Task requirements: Write the material out again in full, word for word. Do not include the pictures.

Given material:
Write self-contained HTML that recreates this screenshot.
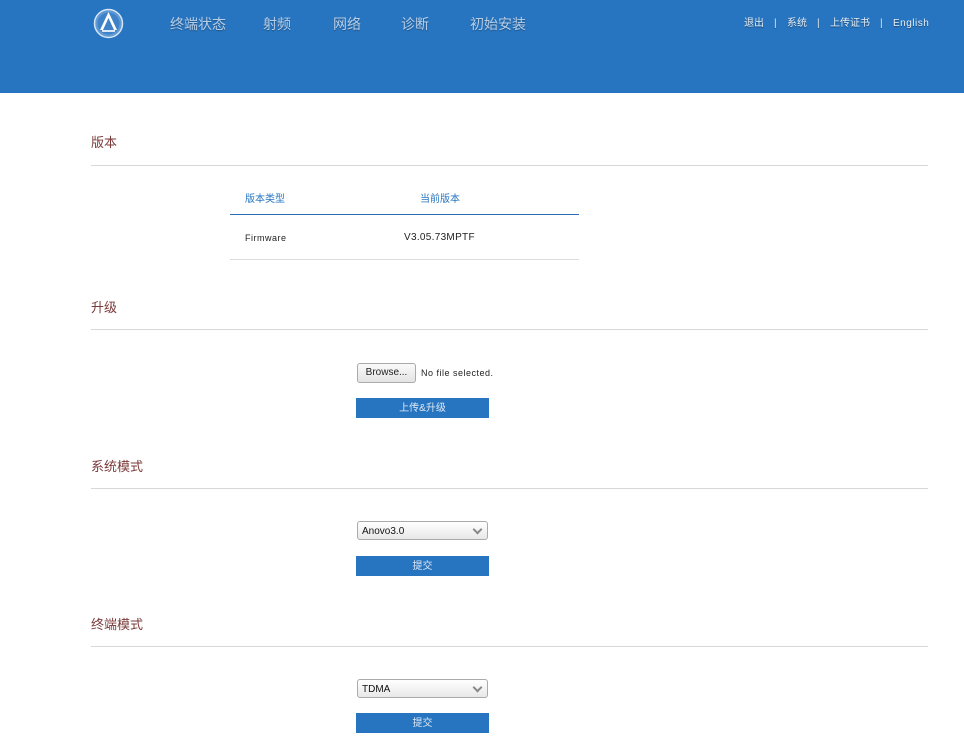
<!DOCTYPE html>
<html><head><meta charset="utf-8"><style>
body{margin:0;width:964px;height:751px;overflow:hidden;background:#fff;font-family:"Liberation Sans","Noto Sans CJK SC",sans-serif;position:relative}
.hd{position:absolute;left:0;top:0;width:964px;height:93px;background:#2775c0}
.nav{position:absolute;top:15px;font-size:14px;line-height:18px;color:#b8cfe8;text-shadow:0 1px 1px rgba(0,0,0,.3)}
.tl{position:absolute;top:18px;font-size:10px;line-height:12px;height:12px;color:#e8f0f8;text-shadow:0 1px 1px rgba(0,0,0,.4)}
.sec{position:absolute;left:91px;font-size:13px;line-height:16px;color:#7a3a3a}
.hr{position:absolute;left:91px;width:837px;height:1px;background:#d8d8d8}
.btn{position:absolute;left:356px;width:133px;height:20px;background:#2775c0;color:#dfe9f5;font-size:10px;text-align:center;line-height:21px}
.sel{position:absolute;left:357px;width:131px;height:19px;border:1px solid #aaa;border-radius:3px;background:linear-gradient(#fff,#e8e8e8);font-size:10px;line-height:19px;padding-left:4px;box-sizing:border-box;color:#111}
.sel:after{content:"";position:absolute;right:6px;top:4px;width:5px;height:5px;border-right:2px solid #888;border-bottom:2px solid #888;transform:rotate(45deg)}
.t{position:absolute;font-size:9px;color:#222;letter-spacing:.5px}
</style></head><body>
<div class="hd"></div>
<svg style="position:absolute;left:93px;top:8px" width="31" height="31" viewBox="0 0 31 31">
<circle cx="15.5" cy="15.5" r="14" fill="#5f9ad4" stroke="#d5e5f5" stroke-width="1.5"/>
<circle cx="15.5" cy="15.5" r="11" fill="#3f82c8"/>
<path d="M15.5 4 L7 22 L10 22 L15.5 10 L21 22 L24 22 Z" fill="#fff"/>
<rect x="9" y="22" width="13" height="2" fill="#dbe8f5"/>
</svg>
<div class="nav" style="left:170px">终端状态</div>
<div class="nav" style="left:263px">射频</div>
<div class="nav" style="left:333px">网络</div>
<div class="nav" style="left:401px">诊断</div>
<div class="nav" style="left:470px">初始安装</div>
<div class="tl" style="left:744px">退出</div>
<div class="tl" style="left:774px">|</div>
<div class="tl" style="left:787px">系统</div>
<div class="tl" style="left:817px">|</div>
<div class="tl" style="left:830px">上传证书</div>
<div class="tl" style="left:880px">|</div>
<div class="tl" style="left:893px;letter-spacing:.5px">English</div>

<div class="sec" style="top:135px">版本</div>
<div class="hr" style="top:165px"></div>
<div style="position:absolute;left:245px;top:194px;font-size:10px;line-height:12px;color:#2775c0">版本类型</div>
<div style="position:absolute;left:420px;top:194px;font-size:10px;line-height:12px;color:#2775c0">当前版本</div>
<div style="position:absolute;left:230px;top:214px;width:349px;height:1px;background:#2a6db5"></div>
<div class="t" style="left:245px;top:233px">Firmware</div>
<div class="t" style="left:404px;top:232px;font-size:10px;letter-spacing:.3px">V3.05.73MPTF</div>
<div style="position:absolute;left:230px;top:259px;width:349px;height:1px;background:#ddd"></div>

<div class="sec" style="top:300px">升级</div>
<div class="hr" style="top:329px"></div>
<div style="position:absolute;left:357px;top:363px;width:59px;height:20px;box-sizing:border-box;border:1px solid #aaa;border-radius:3px;background:linear-gradient(#fafafa,#e4e4e4);font-size:10px;line-height:18px;text-align:center;color:#222">Browse...</div>
<div class="t" style="left:421px;top:368px">No file selected.</div>
<div class="btn" style="top:398px">上传&amp;升级</div>

<div class="sec" style="top:459px">系统模式</div>
<div class="hr" style="top:488px"></div>
<div class="sel" style="top:521px">Anovo3.0</div>
<div class="btn" style="top:556px">提交</div>

<div class="sec" style="top:617px">终端模式</div>
<div class="hr" style="top:646px"></div>
<div class="sel" style="top:679px">TDMA</div>
<div class="btn" style="top:713px">提交</div>
</body></html>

Solution to this problem:
Write self-contained HTML that recreates this screenshot.
<!DOCTYPE html>
<html><head><meta charset="utf-8"><style>
body{margin:0;width:964px;height:751px;overflow:hidden;background:#fff;font-family:"Liberation Sans","Noto Sans CJK SC",sans-serif;position:relative}
.hd{position:absolute;left:0;top:0;width:964px;height:93px;background:#2775c0}
.nav{position:absolute;top:15px;font-size:14px;line-height:18px;color:#b8cfe8;text-shadow:0 1px 1px rgba(0,0,0,.3)}
.tl{position:absolute;top:18px;font-size:10px;line-height:12px;height:12px;color:#e8f0f8;text-shadow:0 1px 1px rgba(0,0,0,.4)}
.sec{position:absolute;left:91px;font-size:13px;line-height:16px;color:#7a3a3a}
.hr{position:absolute;left:91px;width:837px;height:1px;background:#d8d8d8}
.btn{position:absolute;left:356px;width:133px;height:20px;background:#2775c0;color:#dfe9f5;font-size:10px;text-align:center;line-height:21px}
.sel{position:absolute;left:357px;width:131px;height:19px;border:1px solid #aaa;border-radius:3px;background:linear-gradient(#fff,#e8e8e8);font-size:10px;line-height:19px;padding-left:4px;box-sizing:border-box;color:#111}
.sel:after{content:"";position:absolute;right:6px;top:4px;width:5px;height:5px;border-right:2px solid #888;border-bottom:2px solid #888;transform:rotate(45deg)}
.t{position:absolute;font-size:9px;color:#222;letter-spacing:.5px}
</style></head><body>
<div class="hd"></div>
<svg style="position:absolute;left:93px;top:8px" width="31" height="31" viewBox="0 0 31 31">
<circle cx="15.5" cy="15.5" r="14" fill="#5f9ad4" stroke="#d5e5f5" stroke-width="1.5"/>
<circle cx="15.5" cy="15.5" r="11" fill="#3f82c8"/>
<path d="M15.5 4 L7 22 L10 22 L15.5 10 L21 22 L24 22 Z" fill="#fff"/>
<rect x="9" y="22" width="13" height="2" fill="#dbe8f5"/>
</svg>
<div class="nav" style="left:170px">终端状态</div>
<div class="nav" style="left:263px">射频</div>
<div class="nav" style="left:333px">网络</div>
<div class="nav" style="left:401px">诊断</div>
<div class="nav" style="left:470px">初始安装</div>
<div class="tl" style="left:744px">退出</div>
<div class="tl" style="left:774px">|</div>
<div class="tl" style="left:787px">系统</div>
<div class="tl" style="left:817px">|</div>
<div class="tl" style="left:830px">上传证书</div>
<div class="tl" style="left:880px">|</div>
<div class="tl" style="left:893px;letter-spacing:.5px">English</div>

<div class="sec" style="top:135px">版本</div>
<div class="hr" style="top:165px"></div>
<div style="position:absolute;left:245px;top:194px;font-size:10px;line-height:12px;color:#2775c0">版本类型</div>
<div style="position:absolute;left:420px;top:194px;font-size:10px;line-height:12px;color:#2775c0">当前版本</div>
<div style="position:absolute;left:230px;top:214px;width:349px;height:1px;background:#2a6db5"></div>
<div class="t" style="left:245px;top:233px">Firmware</div>
<div class="t" style="left:404px;top:232px;font-size:10px;letter-spacing:.3px">V3.05.73MPTF</div>
<div style="position:absolute;left:230px;top:259px;width:349px;height:1px;background:#ddd"></div>

<div class="sec" style="top:300px">升级</div>
<div class="hr" style="top:329px"></div>
<div style="position:absolute;left:357px;top:363px;width:59px;height:20px;box-sizing:border-box;border:1px solid #aaa;border-radius:3px;background:linear-gradient(#fafafa,#e4e4e4);font-size:10px;line-height:18px;text-align:center;color:#222">Browse...</div>
<div class="t" style="left:421px;top:368px">No file selected.</div>
<div class="btn" style="top:398px">上传&amp;升级</div>

<div class="sec" style="top:459px">系统模式</div>
<div class="hr" style="top:488px"></div>
<div class="sel" style="top:521px">Anovo3.0</div>
<div class="btn" style="top:556px">提交</div>

<div class="sec" style="top:617px">终端模式</div>
<div class="hr" style="top:646px"></div>
<div class="sel" style="top:679px">TDMA</div>
<div class="btn" style="top:713px">提交</div>
</body></html>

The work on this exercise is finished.